As prelude to a story we have planned for our Dec. 16 After Hours section, here’s a link to a Washington Post report on a controversy that’s currently raging in the U.S. over the decision of the Smithsonian Museum to bow to pressure from Republican leaders (spurred by criticism from the Catholic League) to remove from display David Wojnarowicz’s 1987 video Fire in My Belly which contains a short segment depicting ants crawling on a crucifix.

Wojnarowicz (pictured left) died of HIV/AIDS in 1992, and the video was intended as a comment on the epidemic. After viewing it on YouTube, here’s some thoughts on it’s potential meaning: yes, the crucifix is central to Christian iconography. But in a broader context, it can be read as a near universal symbol in Western society for suffering and persecution.

In the first decade of the HIV/AIDS epidemic in particular, it was focussed primarily in the gay community. The disease caused enormous suffering through the opportunistic diseases that men became susceptible to when their immune systems were compromised — diseases like meningitis, pneumonia, tuberculosis, kaposi’s sarcoma and many more that ravage the body and mind of infected individuals and ultimately cause their deaths.

It’s also true that due to rampant homophobia, gays were largely left to fend for themselves when the virus first hit the community. Governments and health agencies were slow to direct resources to combat the disease and promote public awareness. Some prominent individuals and organizations even described HIV/AIDS as God’s revenge on gays or otherwise indicated that men who became infected were morally deficient and therefore deserved their fate. That fits my definition of persecution.

Central to the crucifix is the image of a male body crisis. As for the ants crawling over the crucifix, there is a medical term called formication which describes the sensation of insects crawling on or under the skin (it’s derrived from formica, which is Latin for ant).

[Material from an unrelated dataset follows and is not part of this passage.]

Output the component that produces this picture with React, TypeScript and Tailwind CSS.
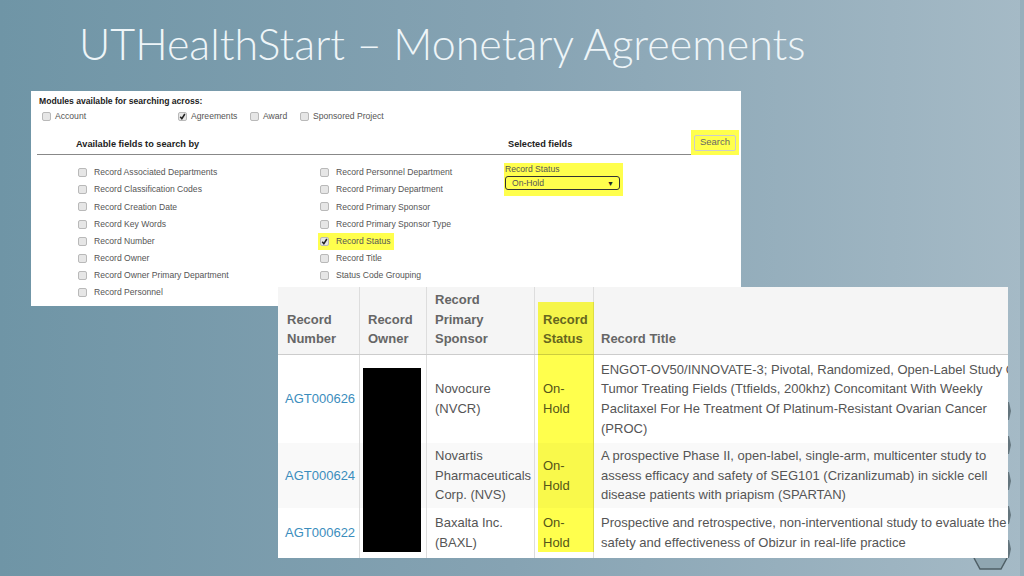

Drug addicts and alcoholics who are in withdrawl often experience the sensation. But it can also occur through diseases like skin cancer, syphillis, herpes zoster and diabetes. If Wojnarowicz, or someone close to him who was also infected with HIV/AIDS, contracted one of those illnesses, it may be that the ants were meant to represent the torment that they experienced.

If you hate art, you’ll just say I’m full of shit. If you have an open mind, hopefully you’ll look at the video in a different light than the people who called for its removal from the Smithsonian.